I use Windows on all of my computers. Using just Windows for bioinformatics is not impossible but it's really just easier to have access to a Linux operating system. In the case of my desktop PC, I have a dual boot setup (Ubuntu and Windows 8) and for my laptop, which came pre-installed with Windows 8 making it a pain to setup Ubuntu, I use VirtualBox to have access to Linux.

Each time I set up a new computer, I always install the list of programs below:

Putty: SSH client
Xming X Server: X Window System Server for Windows
WordWeb: handy dictionary program, which looks up any word you highlight
Launchy: a keystroke program, for quick access to programs
7zip: general purpose zip program
R for Windows
RStudio
Opera: still one of my favourite web browsers and email client
Avast: antivirus
ActivePerl
Cygwin: Linux emulator on Windows
Dropbox: cloud file sharing program
VirtualBox: virtualisation software

My Linux distribution of choice is Ubuntu and using VirtualBox you can have Ubuntu installed inside your Windows installation.

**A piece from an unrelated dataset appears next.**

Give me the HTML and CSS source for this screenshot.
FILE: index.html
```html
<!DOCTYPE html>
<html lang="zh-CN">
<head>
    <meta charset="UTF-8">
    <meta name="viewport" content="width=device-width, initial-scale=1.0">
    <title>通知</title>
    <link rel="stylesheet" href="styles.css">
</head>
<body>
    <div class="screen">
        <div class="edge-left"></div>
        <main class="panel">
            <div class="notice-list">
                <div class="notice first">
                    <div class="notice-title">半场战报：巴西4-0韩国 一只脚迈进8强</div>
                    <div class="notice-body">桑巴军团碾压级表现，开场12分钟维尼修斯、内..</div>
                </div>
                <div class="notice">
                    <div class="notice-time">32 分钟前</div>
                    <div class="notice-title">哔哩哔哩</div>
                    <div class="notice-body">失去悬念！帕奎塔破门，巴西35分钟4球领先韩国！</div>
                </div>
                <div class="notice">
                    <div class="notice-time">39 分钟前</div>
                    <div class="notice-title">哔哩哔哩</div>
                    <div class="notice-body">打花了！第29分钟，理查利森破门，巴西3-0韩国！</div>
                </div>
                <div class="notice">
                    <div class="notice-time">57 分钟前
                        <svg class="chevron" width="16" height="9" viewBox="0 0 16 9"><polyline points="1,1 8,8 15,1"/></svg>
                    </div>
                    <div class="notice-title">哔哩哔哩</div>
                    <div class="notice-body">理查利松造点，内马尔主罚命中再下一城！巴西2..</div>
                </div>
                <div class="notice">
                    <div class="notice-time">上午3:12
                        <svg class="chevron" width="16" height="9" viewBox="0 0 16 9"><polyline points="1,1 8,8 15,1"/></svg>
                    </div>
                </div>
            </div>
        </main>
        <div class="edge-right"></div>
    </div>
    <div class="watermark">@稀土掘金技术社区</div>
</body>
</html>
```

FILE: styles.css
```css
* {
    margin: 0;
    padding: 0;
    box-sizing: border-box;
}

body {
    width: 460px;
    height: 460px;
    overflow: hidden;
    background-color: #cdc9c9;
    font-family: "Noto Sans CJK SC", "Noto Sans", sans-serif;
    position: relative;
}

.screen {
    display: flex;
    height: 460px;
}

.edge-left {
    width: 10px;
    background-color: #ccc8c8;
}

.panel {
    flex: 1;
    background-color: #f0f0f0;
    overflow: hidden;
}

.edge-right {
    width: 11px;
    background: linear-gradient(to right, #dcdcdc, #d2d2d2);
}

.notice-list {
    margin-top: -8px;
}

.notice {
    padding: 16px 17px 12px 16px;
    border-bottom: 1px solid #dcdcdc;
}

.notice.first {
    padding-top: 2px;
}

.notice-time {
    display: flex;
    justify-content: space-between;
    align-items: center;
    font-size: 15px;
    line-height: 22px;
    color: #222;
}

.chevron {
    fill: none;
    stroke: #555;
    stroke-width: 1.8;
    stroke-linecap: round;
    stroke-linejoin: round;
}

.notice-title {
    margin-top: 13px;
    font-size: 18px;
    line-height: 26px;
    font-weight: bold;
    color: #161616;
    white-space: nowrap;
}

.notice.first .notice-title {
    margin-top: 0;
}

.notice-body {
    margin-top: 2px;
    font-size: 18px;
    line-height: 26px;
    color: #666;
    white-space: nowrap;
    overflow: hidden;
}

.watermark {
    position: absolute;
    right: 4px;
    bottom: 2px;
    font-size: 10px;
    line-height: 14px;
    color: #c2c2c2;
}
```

Below I outline a list of must have Linux bioinformatic tools for those working in the field of genomics and transcriptomics.

Ubuntu

Download Ubuntu (I would recommend Ubuntu 12.04 LTS). After installing VirtualBox and Ubuntu, here's what I installed immediately:

#VirtualBox guest additions:
sudo ./VBoxLinuxAdditions.run

#zlib (for bwa)
sudo apt-get install zlib*

#download bwa: http://sourceforge.net/projects/bio-bwa/files/
tar -xjf bwa-0.7.5a.tar.bz2
cd bwa-0.7.5a/
make

#install ncurses (for samtools)
sudo apt-get install ncurses-dev

#download SAMTools: http://sourceforge.net/projects/samtools/files/
tar -xjf samtools-0.1.19.tar.bz2
cd samtools-0.1.19/
make

#for BEDTools2
sudo apt-get install build-essential g++
git clone https://github.com/arq5x/bedtools2.git
cd bedtools2
make clean; make all

#FASTX-Toolkit: http://hannonlab.cshl.edu/fastx_toolkit/download.html
wget http://hannonlab.cshl.edu/fastx_toolkit/libgtextutils-0.6.1.tar.bz2
tar -xjf libgtextutils-0.6.1.tar.bz2 
cd libgtextutils-0.6.1/
./configure
make
make check
sudo make install

wget http://hannonlab.cshl.edu/fastx_toolkit/fastx_toolkit-0.0.13.2.tar.bz2
tar -xjf fastx_toolkit-0.0.13.2.tar.bz2
cd fastx_toolkit-0.0.13.2/
./configure
make
sudo make install

#git
sudo apt-get install git-core

For sharing folders click on between VirtualBox and Windows, use Devices/Shared Folders. Afterwards, add your user to the vboxsf group:

sudo adduser `whoami` vboxsf

See also my post on installing R on Ubuntu.

Others

#download your favourite genome
#hg19 for me
wget -O hg19.tar.gz http://hgdownload.soe.ucsc.edu/goldenPath/hg19/bigZips/chromFa.tar.gz
rm *random.fa
rm chrUn_gl0002*
rm *hap*.fa
for file in `ls *.fa | sort -k1V`; do echo $file; cat $file >> hg19.fa; done
rm chr*.fa

#download blat
wget http://hgdownload.cse.ucsc.edu/admin/exe/linux.x86_64/blat/blat

Conclusions

Most personal computers available these days are powerful enough to be running a virtualised installation of an operating system. In my humble opinion, if you're setting up Windows for bioinformatics, the easiest thing to do is just to install VirtualBox and Ubuntu, and installing the bioinformatic programs in that Ubuntu instance.